To understand the Christ we want to relate to, we must understand who He is, and to do that takes the best of our logical minds, the best of the depth of our reasoning, the best of our moral striving. It is multi-faceted and neither logic/reason nor relationship can be dismissed - it takes the whole person.

A relationship with Christ that does not include our thinking, our testing of ourselves, our relationship to the world and to others - is just a gnostic approach to spirituality; and if we fall into that, we need to read and understand 1 John.

Dave,

Here’s how we express love. Gifts, words of affirmation, quality time, acts of service, physical touch. We come to know Christ through a committed relationship with Him, spending time with Him in contemplation and meditating on spiritual truths and acts of service. When it comes to people we don’t sit around trying to figure them out using our rational minds. We visit and communicate with them, take out the trash, wash the dishes, mow the lawn, hug, kiss, play football, buy them flowers, go to the movies, tell them we love them and appreciate them. That they look nice. We learn who they are through experience.

Of course. But Christ is not here physically, so we have to learn about him in other ways as well .
I’m not arguing with you about relationships; just trying to point out that we are rational AND relational beings, in the image of our Maker, and both of those faculties are important.

What started this was someone above gently dissing ‘rational theology’. We MUST have a ‘rational’ theology, we certainly don’t want an irrational one, right?

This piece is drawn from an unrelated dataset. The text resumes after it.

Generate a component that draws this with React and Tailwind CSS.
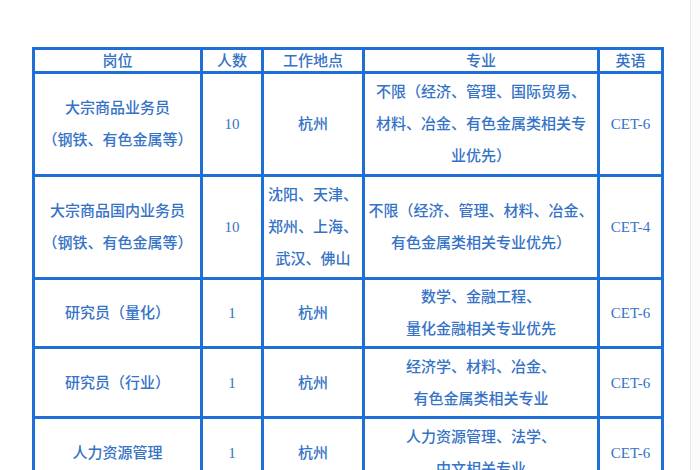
import React from 'react';

const rows = [
  {
    h: 'h-[103px]',
    post: ['大宗商品业务员', '（钢铁、有色金属等）'],
    num: '10',
    place: ['杭州'],
    major: ['不限（经济、管理、国际贸易、', '材料、冶金、有色金属类相关专', '业优先）'],
    eng: 'CET-6',
  },
  {
    h: 'h-[103px]',
    post: ['大宗商品国内业务员', '（钢铁、有色金属等）'],
    num: '10',
    place: ['沈阳、天津、', '郑州、上海、', '武汉、佛山'],
    major: ['不限（经济、管理、材料、冶金、', '有色金属类相关专业优先）'],
    eng: 'CET-4',
  },
  {
    h: 'h-[69px]',
    post: ['研究员（量化）'],
    num: '1',
    place: ['杭州'],
    major: ['数学、金融工程、', '量化金融相关专业优先'],
    eng: 'CET-6',
  },
  {
    h: 'h-[70px]',
    post: ['研究员（行业）'],
    num: '1',
    place: ['杭州'],
    major: ['经济学、材料、冶金、', '有色金属类相关专业'],
    eng: 'CET-6',
  },
  {
    h: 'h-[70px]',
    post: ['人力资源管理'],
    num: '1',
    place: ['杭州'],
    major: ['人力资源管理、法学、', '中文相关专业'],
    eng: 'CET-6',
  },
];

// cell text split into lines, like the word table it came from
const Lines = ({ lines }) =>
  lines.map((l, i) => (
    <React.Fragment key={i}>
      {i > 0 && <br />}
      {l}
    </React.Fragment>
  ));

const cell = 'border-[3px] border-[#1f6fd8] text-center align-middle p-0';

export default function App() {
  return (
    <div className="relative w-[700px] h-[470px] overflow-hidden bg-white font-['Liberation_Serif','Noto_Sans_CJK_SC',serif] text-[15px] font-medium text-[#3573c6]">
      <div className="absolute top-0 bottom-0 left-[690px] right-0 border-l border-[#e6e6e6] bg-[#fbfbfb]" />
      <table className="table-fixed border-collapse ml-[32px] mt-[47px] w-[629px]">
        <colgroup>
          <col className="w-[168px]" />
          <col className="w-[61px]" />
          <col className="w-[101px]" />
          <col className="w-[235px]" />
          <col className="w-[64px]" />
        </colgroup>
        <thead>
          <tr className="h-[24px] leading-[20px]">
            <th className={`${cell} font-medium`}>岗位</th>
            <th className={`${cell} font-medium`}>人数</th>
            <th className={`${cell} font-medium`}>工作地点</th>
            <th className={`${cell} font-medium`}>专业</th>
            <th className={`${cell} font-medium`}>英语</th>
          </tr>
        </thead>
        <tbody className="leading-[32px]">
          {rows.map((r, i) => (
            <tr key={i} className={r.h}>
              <td className={cell}>
                <Lines lines={r.post} />
              </td>
              <td className={cell}>{r.num}</td>
              <td className={cell}>
                <Lines lines={r.place} />
              </td>
              <td className={cell}>
                <Lines lines={r.major} />
              </td>
              <td className={cell}>{r.eng}</td>
            </tr>
          ))}
        </tbody>
      </table>
    </div>
  );
}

What we don’t want is a theology based solely on ‘autonomous reason’ - that is, rationalism. But we are created as rational beings and it dishonors our Maker to dishonor the image in us.

Dave,

I’ve learned more about Christ in going to A.A. and listening to people share their experience, strength, and hope. Systematic theology is a waste of time. You cannot put God in a box. The wind blows wherever it will.